Any Given Sunday is the work of a director with a deep understanding and appreciation of his subject, regardless of how repugnant it can be at times. It's a film made for football fans by one, but Stone’s examination of the extracurricular exploits of players and coaches stands out as the film’s most compelling component.

The focus remains on pro football's extravagance. Stone, who wrote Scarface, revisits the decadent Miami two decades later; it's a fitting backdrop for a film about the decadence of a sport and the life that sport encourages. Once Willie Beamen finally attains the triumph he feels he’s been robbed of, the fame goes straight to his head, inflating his self-importance to mask the vulnerability that eats away at him. Additionally, when running back Julian Washington (LL Cool J) isn't losing games by selfishly attempting to pad his stats for incentives, he's bitching about endorsements and doing cocaine off groupie breasts with wide receiver Jimmy Sanderson (Bill Bellamy).

In professional sports, wanton behavior is dismissed as collateral damage. In the world of Any Given Sunday, morality is similarly an afterthought.

When Beamen begins wearing his arrogance like a uniform and slams his team's defense during a party at Luther "Shark" Lavay’s (Lawrence Taylor) house, the vengeful linebacker saws his car in half. Amazingly, no one acts as if this is completely fucking insane. (Then again, what would you expect from someone with a mouth full of gold who wears a caped du-rag under his helmet?) The parties are loud, the clothes are louder, and women are treated like the trophies players hope to hoist in the air come season’s end.

Although this exploration of the gratuitous is dark, there’s also room for amusement. Even as a drama, Any Given Sunday finds humor in the absurd. Willie Beamen vomiting before being thrust into the chaos (and on subsequent occasions) was funny before Donovan McNabb allegedly did it in Super Bowl XXXIX. And the young QB's persona only grows more ridiculous from there. Who could forget "My Name Is Willie," the hilarious video that parodies and builds on Deion Sanders’ real-life song, "Must Be the Money"

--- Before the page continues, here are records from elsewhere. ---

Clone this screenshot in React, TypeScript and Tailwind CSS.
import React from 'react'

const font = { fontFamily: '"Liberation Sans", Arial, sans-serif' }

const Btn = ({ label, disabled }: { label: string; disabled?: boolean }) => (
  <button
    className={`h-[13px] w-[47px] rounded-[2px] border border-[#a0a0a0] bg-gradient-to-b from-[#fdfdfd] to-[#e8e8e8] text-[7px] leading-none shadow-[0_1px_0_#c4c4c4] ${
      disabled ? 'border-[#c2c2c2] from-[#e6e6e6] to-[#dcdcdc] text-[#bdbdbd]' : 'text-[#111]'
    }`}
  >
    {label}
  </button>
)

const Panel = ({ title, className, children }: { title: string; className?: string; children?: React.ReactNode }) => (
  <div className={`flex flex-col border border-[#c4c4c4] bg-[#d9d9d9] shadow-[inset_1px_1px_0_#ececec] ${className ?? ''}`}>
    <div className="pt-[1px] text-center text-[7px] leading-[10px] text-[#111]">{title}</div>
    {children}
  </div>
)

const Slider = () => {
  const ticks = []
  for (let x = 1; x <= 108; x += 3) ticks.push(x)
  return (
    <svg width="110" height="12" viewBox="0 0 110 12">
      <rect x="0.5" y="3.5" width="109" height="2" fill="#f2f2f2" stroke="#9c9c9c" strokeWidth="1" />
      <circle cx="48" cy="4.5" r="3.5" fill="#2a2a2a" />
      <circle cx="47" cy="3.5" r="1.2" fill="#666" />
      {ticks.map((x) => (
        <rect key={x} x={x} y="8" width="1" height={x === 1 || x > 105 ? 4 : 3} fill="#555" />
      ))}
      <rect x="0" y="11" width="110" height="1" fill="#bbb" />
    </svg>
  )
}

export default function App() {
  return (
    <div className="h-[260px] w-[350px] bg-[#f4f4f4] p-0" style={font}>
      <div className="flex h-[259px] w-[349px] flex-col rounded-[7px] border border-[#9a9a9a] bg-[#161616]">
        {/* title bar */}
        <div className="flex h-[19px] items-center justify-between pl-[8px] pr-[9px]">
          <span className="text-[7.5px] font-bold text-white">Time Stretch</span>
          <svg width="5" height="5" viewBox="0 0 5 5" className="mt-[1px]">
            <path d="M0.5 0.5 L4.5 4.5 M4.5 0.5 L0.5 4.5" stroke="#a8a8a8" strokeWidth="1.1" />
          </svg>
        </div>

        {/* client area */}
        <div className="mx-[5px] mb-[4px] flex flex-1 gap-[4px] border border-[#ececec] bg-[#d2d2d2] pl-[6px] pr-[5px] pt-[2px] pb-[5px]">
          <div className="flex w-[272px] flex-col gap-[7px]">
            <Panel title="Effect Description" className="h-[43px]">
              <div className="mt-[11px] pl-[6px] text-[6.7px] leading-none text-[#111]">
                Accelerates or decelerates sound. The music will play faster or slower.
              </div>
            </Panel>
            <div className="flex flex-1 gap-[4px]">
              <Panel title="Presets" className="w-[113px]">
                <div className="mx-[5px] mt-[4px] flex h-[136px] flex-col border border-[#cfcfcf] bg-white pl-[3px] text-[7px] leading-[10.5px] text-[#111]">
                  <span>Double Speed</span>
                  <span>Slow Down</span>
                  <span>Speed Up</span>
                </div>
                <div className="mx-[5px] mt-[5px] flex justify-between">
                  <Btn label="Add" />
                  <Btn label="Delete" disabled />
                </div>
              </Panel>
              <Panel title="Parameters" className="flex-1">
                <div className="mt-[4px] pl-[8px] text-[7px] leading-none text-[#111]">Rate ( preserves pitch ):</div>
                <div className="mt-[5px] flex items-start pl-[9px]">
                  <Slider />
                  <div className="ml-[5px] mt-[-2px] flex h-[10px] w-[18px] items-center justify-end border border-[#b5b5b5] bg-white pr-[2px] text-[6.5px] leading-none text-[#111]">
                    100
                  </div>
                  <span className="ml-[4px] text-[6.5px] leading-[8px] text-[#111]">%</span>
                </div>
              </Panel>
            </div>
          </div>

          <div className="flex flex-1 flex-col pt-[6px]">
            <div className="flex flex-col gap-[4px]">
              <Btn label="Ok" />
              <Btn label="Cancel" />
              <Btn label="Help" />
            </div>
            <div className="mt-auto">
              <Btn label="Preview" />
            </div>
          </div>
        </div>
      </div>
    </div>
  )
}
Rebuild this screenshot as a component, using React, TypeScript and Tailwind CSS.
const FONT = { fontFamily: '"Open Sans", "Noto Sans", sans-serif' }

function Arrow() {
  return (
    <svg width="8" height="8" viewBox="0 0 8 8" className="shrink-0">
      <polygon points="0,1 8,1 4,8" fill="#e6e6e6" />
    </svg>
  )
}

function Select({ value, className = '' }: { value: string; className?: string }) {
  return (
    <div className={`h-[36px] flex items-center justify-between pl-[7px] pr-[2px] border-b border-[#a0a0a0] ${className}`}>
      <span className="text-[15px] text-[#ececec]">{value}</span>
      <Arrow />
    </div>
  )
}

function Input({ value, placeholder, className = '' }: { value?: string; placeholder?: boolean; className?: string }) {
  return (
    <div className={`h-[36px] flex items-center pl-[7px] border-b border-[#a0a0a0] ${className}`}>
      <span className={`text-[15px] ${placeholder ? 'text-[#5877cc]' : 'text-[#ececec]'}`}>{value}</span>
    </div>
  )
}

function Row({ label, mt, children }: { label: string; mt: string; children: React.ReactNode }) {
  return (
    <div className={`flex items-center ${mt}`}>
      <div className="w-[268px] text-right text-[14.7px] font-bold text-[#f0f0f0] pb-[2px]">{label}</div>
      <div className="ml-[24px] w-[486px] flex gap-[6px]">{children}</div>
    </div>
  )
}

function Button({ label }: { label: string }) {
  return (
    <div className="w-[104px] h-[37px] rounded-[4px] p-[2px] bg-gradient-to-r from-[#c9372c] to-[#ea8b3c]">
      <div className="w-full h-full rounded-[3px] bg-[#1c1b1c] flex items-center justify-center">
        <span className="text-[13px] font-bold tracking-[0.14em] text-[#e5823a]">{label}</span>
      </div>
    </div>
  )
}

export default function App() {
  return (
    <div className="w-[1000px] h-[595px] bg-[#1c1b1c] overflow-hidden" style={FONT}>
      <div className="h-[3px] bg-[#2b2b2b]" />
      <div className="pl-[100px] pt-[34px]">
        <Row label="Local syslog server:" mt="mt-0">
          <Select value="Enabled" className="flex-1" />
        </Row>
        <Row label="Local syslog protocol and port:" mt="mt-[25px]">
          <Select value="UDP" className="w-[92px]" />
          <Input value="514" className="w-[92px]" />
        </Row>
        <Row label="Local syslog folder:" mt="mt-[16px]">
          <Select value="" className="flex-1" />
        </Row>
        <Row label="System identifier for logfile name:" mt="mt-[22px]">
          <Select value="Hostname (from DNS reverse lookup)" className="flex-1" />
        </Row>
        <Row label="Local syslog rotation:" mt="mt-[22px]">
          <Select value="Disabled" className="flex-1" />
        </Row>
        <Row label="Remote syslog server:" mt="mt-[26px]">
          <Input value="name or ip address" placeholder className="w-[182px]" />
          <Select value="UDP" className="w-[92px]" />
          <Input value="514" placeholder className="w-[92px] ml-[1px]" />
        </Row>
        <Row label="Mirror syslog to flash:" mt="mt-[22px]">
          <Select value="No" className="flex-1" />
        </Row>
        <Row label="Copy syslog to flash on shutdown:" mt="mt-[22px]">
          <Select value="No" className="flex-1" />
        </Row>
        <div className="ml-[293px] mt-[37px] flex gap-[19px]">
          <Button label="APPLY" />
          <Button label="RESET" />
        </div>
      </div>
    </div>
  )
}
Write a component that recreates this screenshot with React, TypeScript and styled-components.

That music video is Any Given Sunday's most lasting visual, but it has nothing to do with why Any Given Sunday is still relevant today. Rather, that's attributed to the crisis of ethics the NFL is currently experiencing.

The 2014 NFL season has been ugly. Bad press has been rampant. By the season’s midway point, two prominent players—Ray Rice and Adrian Peterson—had been benched for the remainder of the year due to abhorrent off-the-field activities. Worse, the handling of the Rice incident, in which he assaulted his then-fiancee (and current wife), forced the public to question the NFL’s values in regard to how much they knew about the situation. Those 2014 blemishes, coupled with a federal judge’s approval of a multimillion-dollar settlement between the league and families of former players who've suffered lasting effects due to concussions, have left the league with an image problem that commissioner-turned-annoying-principal Roger Goodell can't repair.

Similar issues and concerns were present in Any Given Sunday, as team physician Dr. Harvey Mandrake (James Woods) purposely neglected players' injuries to make the Sharks more competitive. Worse, he was implored to do so by team owner Christina Pagniacci (Cameron Diaz), who was more concerned with economics than football—and her own prosperity above anyone else's well-being. The film placed an incriminating spotlight on the fashion in which teams joyride players, then ditch them when they run out of gas. It exposed the shrouded ugliness of professional sports, and that penchant for dragging the hideous nature of man out into the open is Stone’s forte.

By no means is Any Given Sunday a great film. It’s running time is nearly the duration of an NFL game, and it's as loaded with cliches (the blatant "athlete as soldier" analogy; Al Pacino's famous "inches" speech) as it is frenetic football sequences and superfluity. But it excels at making viewers flies-on-the-wall in the lives of players, coaches, and management, revealing how the game doesn’t end when the final whistle blows.

Spectators love scandal as much as they do the thrill of the game, and Stone is cognizant of that. The things depicted in Any Given Sunday had always plagued the NFL, but Stone, with his love for the gory details, snatched the curtain open in 1999. His depiction of hyper-violence and corruption remains as accurate as a missile-like pass from Aaron Rodgers.

With Any Given Sunday​, Stone created something as captivating and flawed as the world of pro football itself.